Ah, thank you so much! Before the Storm costs less than a decent gin and tonic, an aspirational magazine or a trip to Paris and is available from all good Amazon UK and Amazon US.

If you have enjoyed my books, please please consider leaving a review, no matter how short on Amazon and/or Goodreads (where you can get away with just rating with stars without actually saying ANYTHING, which is a bonus if you hate actually WRITING reviews) to let people know. It really helps and I would love you so much if you did, which may be a threat or a promise. Who can tell?

I’m off now anyway to write, do a little bit of work and also read about St Petersburg as we’re thinking about going either there or Venice for a few days this spring. Have any of you been? What did you think?

  • Picture at the top is used with permission of Denis Severs’ House, Folgate Street, London.
  • Kidneys, Thieves and Donne.

    21 Jan

    Hello! I hope you all enjoyed the plethora of scheduled posts that I arranged for this month so that I could sneak off and attend to some Serious Writing. They’ve run out now though so I’m back again, in body as well as spirit.

    Before I continue, I’d just like to say a very profound and also gleeful THANK YOU SO MUCH to everyone who bought a copy of Before the Storm in its launch demi-week. It’s been selling brilliantly and the feedback I have had so far has been extremely encouraging! As you can imagine, bringing out a book is more than a bit nerve wracking but you’ve all been so kind, which has made the experience so much less hideous than it might otherwise have been. All it needs now are some reviews on Amazon and Goodreads… *hint hint*

    Oh wait, reviews have appeared! Bless your hearts!

    You can all add me on Goodreads by the way. If you WANT to, that is. Don’t feel like you HAVE to or anything. Did I sound a bit peremptory there? I do hope not.

    Anyway! I have been busy writing, writing, WRITING this month (and also getting my hair cut, parenting, reading, KNITTING a Kindle case and possibly arranging getting at least one if not two kittens) about Henrietta and also my poor girls from 1888 and it’s been pretty good.

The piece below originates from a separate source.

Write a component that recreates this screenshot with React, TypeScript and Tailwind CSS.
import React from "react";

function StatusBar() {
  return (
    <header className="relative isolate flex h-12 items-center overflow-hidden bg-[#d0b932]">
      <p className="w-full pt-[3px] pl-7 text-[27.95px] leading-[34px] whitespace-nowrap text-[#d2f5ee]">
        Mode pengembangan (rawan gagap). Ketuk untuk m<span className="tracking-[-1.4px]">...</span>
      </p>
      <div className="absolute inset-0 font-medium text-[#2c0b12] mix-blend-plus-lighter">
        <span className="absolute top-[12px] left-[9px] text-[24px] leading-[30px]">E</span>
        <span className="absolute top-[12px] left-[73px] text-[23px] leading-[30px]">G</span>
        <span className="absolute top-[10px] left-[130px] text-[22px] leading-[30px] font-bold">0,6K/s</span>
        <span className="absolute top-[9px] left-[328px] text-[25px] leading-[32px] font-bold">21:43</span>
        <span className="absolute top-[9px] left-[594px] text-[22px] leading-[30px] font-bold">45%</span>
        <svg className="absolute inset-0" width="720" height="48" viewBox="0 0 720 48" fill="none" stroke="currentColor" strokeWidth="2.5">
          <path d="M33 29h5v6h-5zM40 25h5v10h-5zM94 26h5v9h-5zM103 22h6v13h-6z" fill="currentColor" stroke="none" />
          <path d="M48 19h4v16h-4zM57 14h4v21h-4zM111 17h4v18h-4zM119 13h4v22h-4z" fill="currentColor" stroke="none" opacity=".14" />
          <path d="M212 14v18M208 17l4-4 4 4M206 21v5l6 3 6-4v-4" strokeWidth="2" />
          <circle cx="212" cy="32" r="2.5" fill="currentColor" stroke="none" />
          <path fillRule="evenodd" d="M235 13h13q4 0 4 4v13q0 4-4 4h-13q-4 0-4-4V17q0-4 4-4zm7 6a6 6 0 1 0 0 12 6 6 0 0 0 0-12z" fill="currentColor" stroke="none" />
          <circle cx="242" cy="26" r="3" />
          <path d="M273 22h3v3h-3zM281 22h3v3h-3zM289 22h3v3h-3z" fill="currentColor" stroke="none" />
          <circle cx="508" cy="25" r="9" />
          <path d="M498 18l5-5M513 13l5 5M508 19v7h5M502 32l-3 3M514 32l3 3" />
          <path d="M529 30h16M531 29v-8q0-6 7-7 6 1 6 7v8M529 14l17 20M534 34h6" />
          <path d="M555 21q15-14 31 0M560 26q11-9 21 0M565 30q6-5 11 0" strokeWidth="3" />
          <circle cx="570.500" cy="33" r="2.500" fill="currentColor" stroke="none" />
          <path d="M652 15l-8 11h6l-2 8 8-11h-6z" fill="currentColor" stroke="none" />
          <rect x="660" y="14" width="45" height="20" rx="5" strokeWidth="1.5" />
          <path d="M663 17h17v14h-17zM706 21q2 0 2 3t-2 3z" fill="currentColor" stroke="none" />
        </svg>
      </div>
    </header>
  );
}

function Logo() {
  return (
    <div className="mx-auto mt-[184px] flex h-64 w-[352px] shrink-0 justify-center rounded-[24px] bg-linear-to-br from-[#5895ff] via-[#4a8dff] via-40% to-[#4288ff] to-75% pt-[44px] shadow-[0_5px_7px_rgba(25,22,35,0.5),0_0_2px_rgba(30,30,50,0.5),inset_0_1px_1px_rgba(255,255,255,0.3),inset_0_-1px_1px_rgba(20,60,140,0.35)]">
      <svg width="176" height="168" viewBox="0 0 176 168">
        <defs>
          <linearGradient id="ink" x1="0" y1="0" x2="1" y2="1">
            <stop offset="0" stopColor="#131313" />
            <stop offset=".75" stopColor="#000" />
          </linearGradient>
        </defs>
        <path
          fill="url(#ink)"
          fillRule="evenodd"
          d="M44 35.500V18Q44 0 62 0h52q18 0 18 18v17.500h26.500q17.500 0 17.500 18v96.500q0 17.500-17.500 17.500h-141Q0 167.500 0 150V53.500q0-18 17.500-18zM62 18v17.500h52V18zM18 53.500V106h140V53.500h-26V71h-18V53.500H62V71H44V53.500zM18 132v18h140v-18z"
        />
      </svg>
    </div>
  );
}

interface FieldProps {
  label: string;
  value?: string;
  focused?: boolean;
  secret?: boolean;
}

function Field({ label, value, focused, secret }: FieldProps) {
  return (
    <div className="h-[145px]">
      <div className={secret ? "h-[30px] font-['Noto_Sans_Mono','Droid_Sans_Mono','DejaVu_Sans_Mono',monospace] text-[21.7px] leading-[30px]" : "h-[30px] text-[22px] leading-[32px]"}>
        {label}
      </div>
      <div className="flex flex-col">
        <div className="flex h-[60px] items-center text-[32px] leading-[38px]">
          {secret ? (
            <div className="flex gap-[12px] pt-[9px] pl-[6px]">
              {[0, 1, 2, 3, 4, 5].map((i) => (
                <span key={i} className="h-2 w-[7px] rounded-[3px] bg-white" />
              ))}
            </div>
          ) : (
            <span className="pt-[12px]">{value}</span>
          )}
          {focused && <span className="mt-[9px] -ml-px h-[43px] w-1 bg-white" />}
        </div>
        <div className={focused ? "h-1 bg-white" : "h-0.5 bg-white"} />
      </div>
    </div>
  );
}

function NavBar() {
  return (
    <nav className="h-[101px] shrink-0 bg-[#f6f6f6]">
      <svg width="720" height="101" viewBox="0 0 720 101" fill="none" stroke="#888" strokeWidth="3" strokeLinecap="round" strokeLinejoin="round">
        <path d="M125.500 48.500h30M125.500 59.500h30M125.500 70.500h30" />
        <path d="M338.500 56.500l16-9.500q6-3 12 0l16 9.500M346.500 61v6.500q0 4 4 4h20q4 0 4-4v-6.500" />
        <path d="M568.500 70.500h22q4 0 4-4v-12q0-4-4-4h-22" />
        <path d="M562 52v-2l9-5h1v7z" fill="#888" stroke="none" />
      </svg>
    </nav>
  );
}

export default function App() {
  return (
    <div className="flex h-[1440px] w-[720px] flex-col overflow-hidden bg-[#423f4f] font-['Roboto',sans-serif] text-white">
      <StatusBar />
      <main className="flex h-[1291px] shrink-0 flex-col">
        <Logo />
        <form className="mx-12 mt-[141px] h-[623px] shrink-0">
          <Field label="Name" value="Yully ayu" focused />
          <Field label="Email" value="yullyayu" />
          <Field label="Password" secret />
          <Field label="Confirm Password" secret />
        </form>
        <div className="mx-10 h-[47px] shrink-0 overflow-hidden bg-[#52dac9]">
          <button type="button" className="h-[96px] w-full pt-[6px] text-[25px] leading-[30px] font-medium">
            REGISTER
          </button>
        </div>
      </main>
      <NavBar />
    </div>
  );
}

I’ve bitterly resented the bits where I have had to attend to my actual day job but as I work from home it hasn’t been as bad as it could have been – especially as my smallest boy started pre-school at the start of the year which means I now get THREE BLESSED HOURS to myself every weekday morning. I’ve been ripping out chapters, adding extra bits and killing off characters before they’ve had a chance to let out so much as a strangulated squeak. Poor things.

    Two things have happened anyway:

    1. The seventeenth century novel is now just about Henrietta Stuart, who is, as an aside, my most delightful heroine to date. She’s just so darn sparky. I’m giving in to my love of metaphysical poetry with this one and have had people quoting Donne, which never fails to make my heart sing. I love Donne, don’t you? He wrote my favourite poem, you know.

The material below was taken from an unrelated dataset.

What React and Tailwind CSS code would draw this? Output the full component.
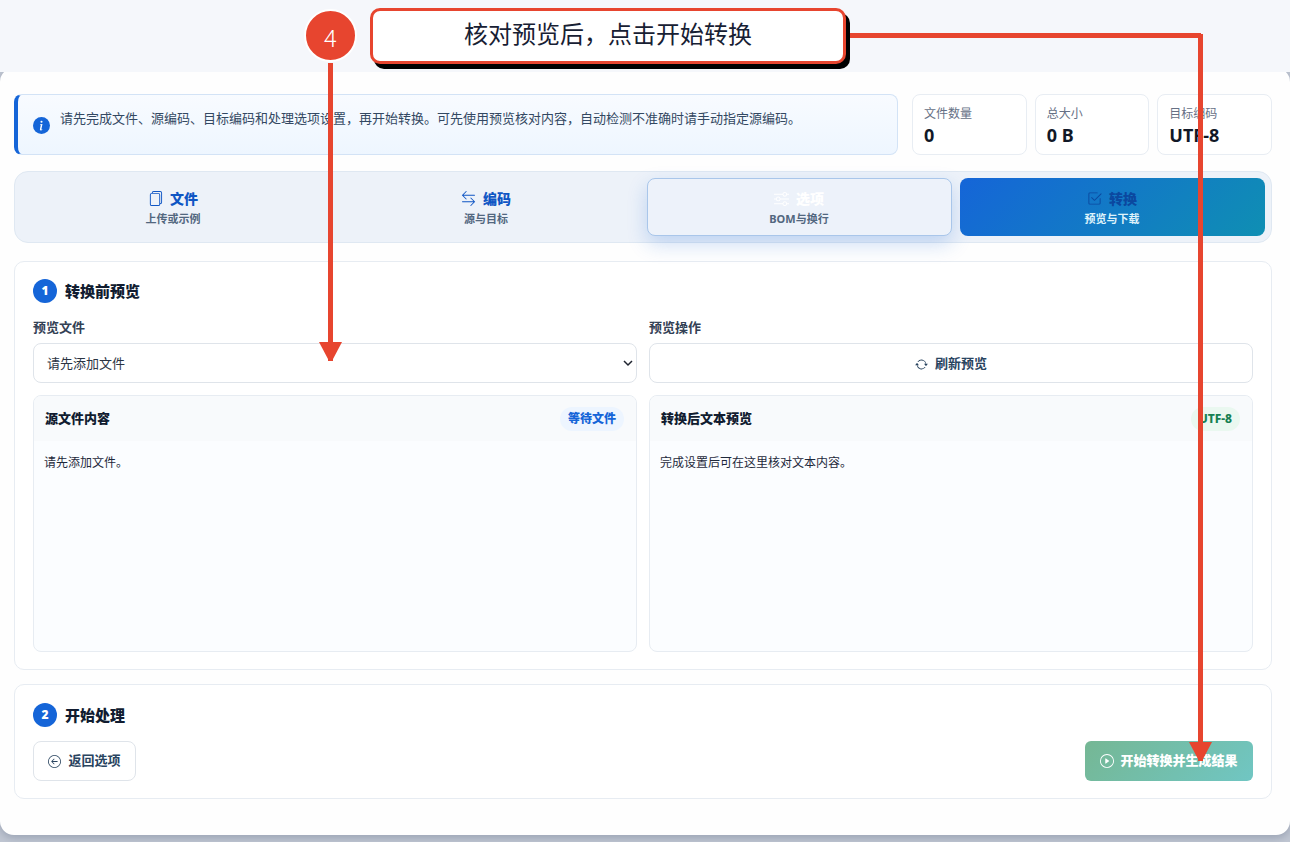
import React from 'react';
import {
  BsFiles,
  BsArrowLeftRight,
  BsSliders,
  BsCheck2Square,
  BsArrowRepeat,
  BsArrowLeftCircle,
  BsPlayCircle,
} from 'react-icons/bs';


const stats = [
  { label: '文件数量', value: '0' },
  { label: '总大小', value: '0 B' },
  { label: '目标编码', value: 'UTF-8' },
];

const tabs = [
  { icon: BsFiles, title: '文件', sub: '上传或示例', box: 'border-transparent', titleColor: 'text-[#0f56c4]', subColor: 'text-[#52677f]' },
  { icon: BsArrowLeftRight, title: '编码', sub: '源与目标', box: 'border-transparent', titleColor: 'text-[#0f56c4]', subColor: 'text-[#52677f]' },
  { icon: BsSliders, title: '选项', sub: 'BOM与换行', box: 'border-[#a9c6ea] bg-[#edf2fa] shadow-[0_8px_20px_rgba(21,101,216,0.22)]', titleColor: 'text-white', subColor: 'text-[#52677f]' },
  { icon: BsCheck2Square, title: '转换', sub: '预览与下载', box: 'border-transparent bg-linear-[135deg,#1565d8,#0f8fb3] bg-origin-border', titleColor: 'text-[#0b489f]', subColor: 'text-[#dff3fb]' },
];

function SectionTitle({ num, children }) {
  return (
    <div className="flex h-6 items-center gap-2">
      <span className="flex size-6 items-center justify-center rounded-full bg-[#1565d8] text-xs font-black text-white">{num}</span>
      <h2 className="text-[15px] font-black text-[#111c30]">{children}</h2>
    </div>
  );
}

function PreviewBox({ title, badge, badgeClass, children }) {
  return (
    <div className="h-[257px] overflow-hidden rounded-lg border border-[#e7ecf2] bg-[#fbfdff]">
      <div className="flex h-[45px] items-center justify-between bg-[#f8fafc] pr-3 pl-[11px]">
        <strong className="text-[13px] font-black text-[#111c30]">{title}</strong>
        <span className={`rounded-full px-2 text-xs leading-6 font-extrabold ${badgeClass}`}>{badge}</span>
      </div>
      <p className="px-[10px] pt-[13px] text-xs leading-[18px] text-[#1e293b]">{children}</p>
    </div>
  );
}

// Numbered callout with its two arrows, drawn over the page
function Callout() {
  return (
    <div className="pointer-events-none absolute inset-0 z-20">
      <svg className="absolute inset-0" width="1290" height="842" fill="#e7452f">
        <rect x="328" y="63" width="5" height="298" />
        <path d="M319 342h23l-9.500 18h-4z" />
        <rect x="849" y="33" width="352" height="5" />
        <rect x="1198" y="34" width="5" height="727" />
        <path d="M1189 742h23l-9.500 18h-4z" />
      </svg>
      <div className="absolute top-[9px] left-[304px] flex h-[53px] w-[53px] items-center justify-center rounded-full border-2 border-white bg-[#e7452f] pt-[2px] font-['Noto_Sans_CJK_SC',sans-serif] text-2xl font-light text-white">4</div>
      <div className="absolute top-[8px] left-[370px] flex h-14 w-[476px] items-center justify-center rounded-[10px] border-3 border-[#e7452f] bg-white pb-[5px] text-2xl text-[#172033] shadow-[4px_5px_0_#000]">核对预览后，点击开始转换</div>
    </div>
  );
}

export default function App() {
  return (
    <div className="relative h-[842px] w-[1290px] overflow-hidden bg-[#c1c7d3] font-['Noto_Sans','Noto_Sans_CJK_SC',sans-serif]">
      <div className="relative z-10 h-[72px] bg-[#f5f7fb]" />
      <main className="-mt-1 h-[767px] rounded-[14px] bg-[#fefefe] pt-[26px] pr-[18px] pl-[14px] shadow-[0_3px_8px_rgba(80,95,120,0.35)]">

        <div className="flex gap-[14px]">
          <div className="flex h-[61px] w-[884px] items-center gap-[10px] rounded-lg border border-l-4 border-[#d3e3f6] border-l-[#1565d8] bg-linear-to-b from-[#f8fbff] to-[#eef6ff] pt-px pl-[15px]">
            <svg className="size-[17px]" viewBox="0 0 16 16">
              <circle cx="8" cy="8" r="8" fill="#1565d8" />
              <path fill="#fff" d="m8.930 6.588-2.290.287-.082.380.450.083c.294.070.352.176.288.469l-.738 3.468c-.194.897.105 1.319.808 1.319.545 0 1.178-.252 1.465-.598l.088-.416c-.200.176-.492.246-.686.246-.275 0-.375-.193-.304-.533zM9 4.500a1 1 0 1 1-2 0 1 1 0 0 1 2 0" />
            </svg>
            <p className="pb-[13px] text-[13px] text-[#334862]">请先完成文件、源编码、目标编码和处理选项设置，再开始转换。可先使用预览核对内容，自动检测不准确时请手动指定源编码。</p>
          </div>
          <div className="grid flex-1 grid-cols-3 gap-2">
            {stats.map((s) => (
              <div key={s.label} className="h-[61px] rounded-lg border border-[#e8edf3] bg-white px-[11px] pt-[10px]">
                <div className="text-xs leading-[18px] text-[#667085]">{s.label}</div>
                <div className="text-lg leading-6 font-bold text-[#111827]">{s.value}</div>
              </div>
            ))}
          </div>
        </div>

        <nav className="mt-4 grid h-[72px] grid-cols-4 gap-2 rounded-[14px] border border-[#dfe8f2] bg-[#edf2f9] p-[6px]">
          {tabs.map(({ icon: Icon, title, sub, box, titleColor, subColor }) => (
            <button key={title} className={`flex flex-col items-center rounded-lg border pt-[8px] pr-px ${box}`}>
              <span className={`flex h-[23px] items-center gap-[7px] text-sm font-black ${titleColor}`}>
                <Icon size={15} />
                {title}
              </span>
              <span className={`text-[11px] leading-[18px] font-bold ${subColor}`}>{sub}</span>
            </button>
          ))}
        </nav>

        <section className="mt-[18px] h-[409px] rounded-[10px] border border-[#e7ecf2] bg-white px-[18px] pt-[17px]">
          <SectionTitle num="1">转换前预览</SectionTitle>
          <div className="mt-[14px] grid grid-cols-2 gap-x-3 gap-y-3">
            <div>
              <div className="mb-[6px] text-[13px] leading-5 font-bold text-[#334155]">预览文件</div>
              <div className="flex h-10 items-center justify-between rounded-lg border border-[#dfe4ea] bg-white pt-[2px] pr-[3px] pl-[13px] text-[13px] text-[#2b3443]">
                请先添加文件
                <svg width="10" height="10" viewBox="0 0 10 10" fill="none" stroke="#1f2430" strokeWidth="1.500">
                  <path d="M1 2l4 4 4-4" />
                </svg>
              </div>
            </div>
            <div>
              <div className="mb-[6px] text-[13px] leading-5 font-bold text-[#334155]">预览操作</div>
              <button className="flex h-10 w-full items-center justify-center gap-[7px] rounded-lg border border-[#dfe4ea] bg-white pt-[2px] text-[13px] font-bold text-[#29445f]">
                <BsArrowRepeat size={13} />
                刷新预览
              </button>
            </div>
            <PreviewBox title="源文件内容" badge="等待文件" badgeClass="bg-[#edf5ff] text-[#1565d8]">请先添加文件。</PreviewBox>
            <PreviewBox title="转换后文本预览" badge="UTF-8" badgeClass="bg-[#eaf8f0] text-[#168052]">完成设置后可在这里核对文本内容。</PreviewBox>
          </div>
        </section>

        <section className="mt-[14px] h-[115px] rounded-[10px] border border-[#e7ecf2] bg-white px-[18px] pt-[18px]">
          <SectionTitle num="2">开始处理</SectionTitle>
          <div className="mt-[14px] flex justify-between text-[13px] font-bold">
            <button className="flex h-10 w-[103px] items-center justify-center gap-[7px] rounded-lg border border-[#dfe4ea] bg-white text-[#29445f]">
              <BsArrowLeftCircle size={13} />
              返回选项
            </button>
            <button className="flex h-10 w-[168px] items-center justify-center gap-[6px] rounded-md bg-linear-[135deg,#75b794,#70c6c3] font-black text-white">
              <BsPlayCircle size={14} />
              开始转换并生成结果
            </button>
          </div>
        </section>
      </main>
      <Callout />
    </div>
  );
}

    2. I find that I am not very good at writing murder mysteries so have made the decision that the 1888 book is not going to be a whodunnit. Is it possible to write about Jack the Ripper without a bit of sleuthing? Well, we will see. I have already written the last two paragraphs where all or nothing is revealed and now have to kind of rush headlong towards that point. Isn’t that what Agatha Christie used to do? The book has the working title ‘Whitechapel‘, but somewhere along the line it decided that it wanted to be called ‘The Secret Keeper‘. I’m in the dark about what this actually MEANS but the book, as always, knows best, I’m sure.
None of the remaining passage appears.